Coinbase Global, Inc. reported a surprise loss of $394 million [1] for the first quarter of 2026.

The financial results highlight the platform's vulnerability to market volatility. As cryptocurrency prices slide, the company's primary income streams fluctuate, impacting its overall valuation and investor confidence.

The company released the earnings report after the market closed on Thursday, May 7. Following the announcement, Coinbase shares fell roughly four percent [2]. The losses were driven largely by a sharp decline in cryptocurrency prices, which triggered a 40 percent drop in transaction revenue [3].

Total revenue for the quarter also came in below Wall Street estimates [1]. This shortfall reflects a broader trend in the digital asset market where lower trading volumes typically lead to reduced fee collection for exchanges. The company operates as a central hub for retail and institutional traders in the U.S., making it a bellwether for the health of the crypto economy.

While the company has attempted to diversify its income, the heavy reliance on trading fees remains a critical point of failure during market downturns. The first-quarter results underscore the difficulty of maintaining consistent profitability in an environment characterized by extreme price swings, a reality that has repeatedly affected the ticker COIN on the Nasdaq.

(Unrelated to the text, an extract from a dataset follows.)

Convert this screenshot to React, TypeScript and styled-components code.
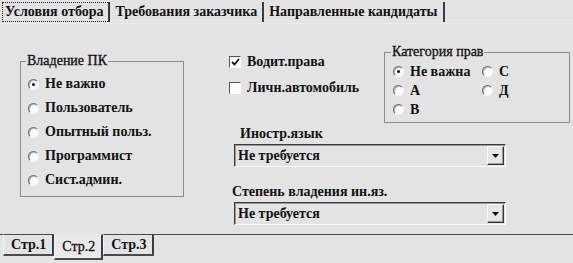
import React from "react";
import styled, { createGlobalStyle } from "styled-components";

const Global = createGlobalStyle`
  html, body { margin: 0; padding: 0; background: #e3e3e3; }
  body {
    font-family: "Liberation Serif", "Times New Roman", serif;
    font-weight: bold;
    font-size: 14px;
    line-height: 16px;
    color: #111;
  }
  * { box-sizing: border-box; }
`;

const Window = styled.div`
  width: 573px;
  height: 263px;
  overflow: hidden;
  background: #e3e3e3;
  display: flex;
  flex-direction: column;
`;

const TopTabs = styled.div`
  height: 24px;
  display: flex;
  align-items: stretch;
  padding-top: 2px;
  border-bottom: 1px solid #ededed;
`;

const TopTab = styled.div<{ $active?: boolean }>`
  display: flex;
  align-items: center;
  padding: 0 5px 0 3px;
  height: 20px;
  border-right: 2px solid #3c3c3c;
  margin-right: 2px;
  white-space: nowrap;
  outline: ${(p) => (p.$active ? "1px dotted #222" : "none")};
  outline-offset: -1px;
  margin-left: ${(p) => (p.$active ? "2px" : "0")};
`;

const Panel = styled.div`
  height: 211px;
  display: flex;
  border-bottom: 1px solid #4a4a4a;
`;

const Group = styled.fieldset<{ $pl: number }>`
  margin: 0;
  border: 1px solid #8c8c8c;
  padding: 0 4px 2px ${(p) => p.$pl}px;
`;

const Legend = styled.legend<{ $shift: number }>`
  padding: 0 1px;
  margin-left: ${(p) => p.$shift}px;
  font-weight: normal;
  line-height: 16px;
  -webkit-text-stroke: 0.3px #111;
`;

const LeftCol = styled.div`
  margin-left: 20px;
  margin-top: 29px;
  width: 164px;
`;

const LeftGroup = styled(Group)`
  height: 144px;
  padding-top: 3px;
`;

const RadioRow = styled.div<{ $h: number }>`
  height: ${(p) => p.$h}px;
  display: flex;
  align-items: center;
  gap: 6px;
  white-space: nowrap;
`;

const RadioDot = styled.span<{ $on?: boolean }>`
  width: 11px;
  height: 11px;
  border-radius: 50%;
  border: 1px solid;
  border-color: #6a6a6a #f4f4f4 #f4f4f4 #6a6a6a;
  background: #fbfbfb;
  box-shadow: inset 1px 1px 0 #b8b8b8;
  display: inline-flex;
  align-items: center;
  justify-content: center;
  flex: none;
  &::after {
    content: "";
    width: 3px;
    height: 3px;
    border-radius: 50%;
    background: #111;
    display: ${(p) => (p.$on ? "block" : "none")};
  }
`;

const RightArea = styled.div`
  margin-left: 45px;
  margin-top: 20px;
  width: 341px;
  display: flex;
  flex-direction: column;
`;

const TopRow = styled.div`
  display: flex;
`;

const Checks = styled.div`
  width: 155px;
  padding-top: 10px;
`;

const CheckRow = styled.div`
  height: 26px;
  display: flex;
  align-items: flex-start;
  gap: 6px;
  white-space: nowrap;
`;

const CheckBox = styled.span`
  width: 12px;
  height: 12px;
  margin-top: 2px;
  border: 1px solid;
  border-color: #555 #fafafa #fafafa #555;
  background: #fcfcfc;
  display: inline-flex;
  align-items: center;
  justify-content: center;
  flex: none;
`;

const CatGroup = styled(Group)`
  width: 186px;
  height: 79px;
  padding-top: 2px;
`;

const CatGrid = styled.div`
  display: grid;
  grid-template-columns: 89px 1fr;
`;

const Label = styled.div<{ $ml: number; $mt: number }>`
  margin-left: ${(p) => p.$ml}px;
  margin-top: ${(p) => p.$mt}px;
  height: 16px;
  white-space: nowrap;
`;

const Combo = styled.div`
  margin-left: 5px;
  margin-top: 2px;
  width: 272px;
  height: 23px;
  border: 1px solid;
  border-color: #3a3a3a #fbfbfb #fbfbfb #3a3a3a;
  box-shadow: inset 1px 1px 0 #9a9a9a;
  display: flex;
  align-items: center;
  justify-content: space-between;
  padding: 0 1px 0 3px;
`;

const ComboButton = styled.span`
  width: 17px;
  height: 19px;
  border: 1px solid;
  border-color: #fafafa #333 #333 #fafafa;
  box-shadow: inset -1px -1px 0 #9c9c9c;
  background: #e6e6e6;
  display: flex;
  align-items: center;
  justify-content: center;
`;

const BottomTabs = styled.div`
  display: flex;
  align-items: flex-start;
  padding-left: 3px;
  margin-top: -1px;
`;

const BottomTab = styled.div<{ $active?: boolean }>`
  height: ${(p) => (p.$active ? 26 : 22)}px;
  padding: 0 6px 0 7px;
  display: flex;
  align-items: ${(p) => (p.$active ? "flex-end" : "center")};
  padding-bottom: ${(p) => (p.$active ? 3 : 0)}px;
  border-top: 1px solid ${(p) => (p.$active ? "transparent" : "#4a4a4a")};
  border-left: 1px solid #f6f6f6;
  border-right: 2px solid #3c3c3c;
  border-bottom: 2px solid #4a4a4a;
  background: ${(p) => (p.$active ? "#e9e9e9" : "#e3e3e3")};
  font-weight: ${(p) => (p.$active ? "normal" : "bold")};
  -webkit-text-stroke: ${(p) => (p.$active ? "0.3px #111" : "0")};
`;

const Arrow = () => (
  <svg width="7" height="4" viewBox="0 0 7 4">
    <path d="M0 0h7L3.5 4z" fill="#111" />
  </svg>
);

const Tick = () => (
  <svg width="9" height="8" viewBox="0 0 9 8">
    <path d="M1 4l2.5 2.5L8 1" stroke="#111" strokeWidth="1.8" fill="none" />
  </svg>
);

const pcOptions = ["Не важно", "Пользователь", "Опытный польз.", "Программист", "Сист.админ."];

export default function App() {
  return (
    <Window>
      <Global />
      <TopTabs>
        <TopTab $active>Условия отбора</TopTab>
        <TopTab>Требования заказчика</TopTab>
        <TopTab>Направленные кандидаты</TopTab>
      </TopTabs>
      <Panel>
        <LeftCol>
          <LeftGroup $pl={7}>
            <Legend $shift={-2}>Владение ПК</Legend>
            {pcOptions.map((o, i) => (
              <RadioRow key={o} $h={24}>
                <RadioDot $on={i === 0} />
                {o}
              </RadioRow>
            ))}
          </LeftGroup>
        </LeftCol>
        <RightArea>
          <TopRow>
            <Checks>
              <CheckRow>
                <CheckBox>
                  <Tick />
                </CheckBox>
                Водит.права
              </CheckRow>
              <CheckRow>
                <CheckBox />
                Личн.автомобиль
              </CheckRow>
            </Checks>
            <CatGroup $pl={8}>
              <Legend $shift={-2}>Категория прав</Legend>
              <CatGrid>
                <RadioRow $h={19}>
                  <RadioDot $on />
                  Не важна
                </RadioRow>
                <RadioRow $h={19}>
                  <RadioDot />С
                </RadioRow>
                <RadioRow $h={19}>
                  <RadioDot />А
                </RadioRow>
                <RadioRow $h={19}>
                  <RadioDot />Д
                </RadioRow>
                <RadioRow $h={19}>
                  <RadioDot />В
                </RadioRow>
              </CatGrid>
            </CatGroup>
          </TopRow>
          <Label $ml={11} $mt={3}>Иностр.язык</Label>
          <Combo>
            Не требуется
            <ComboButton>
              <Arrow />
            </ComboButton>
          </Combo>
          <Label $ml={3} $mt={17}>Степень владения ин.яз.</Label>
          <Combo>
            Не требуется
            <ComboButton>
              <Arrow />
            </ComboButton>
          </Combo>
        </RightArea>
      </Panel>
      <BottomTabs>
        <BottomTab>Стр.1</BottomTab>
        <BottomTab $active>Стр.2</BottomTab>
        <BottomTab>Стр.3</BottomTab>
      </BottomTabs>
    </Window>
  );
}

Coinbase Global, Inc. reported a surprise loss of $394 million

The quarterly loss demonstrates the high correlation between cryptocurrency spot prices and the profitability of exchange platforms. Because Coinbase relies heavily on transaction fees, a bearish market directly suppresses its top-line revenue, making the company a leveraged play on the overall crypto market rather than a detached service provider.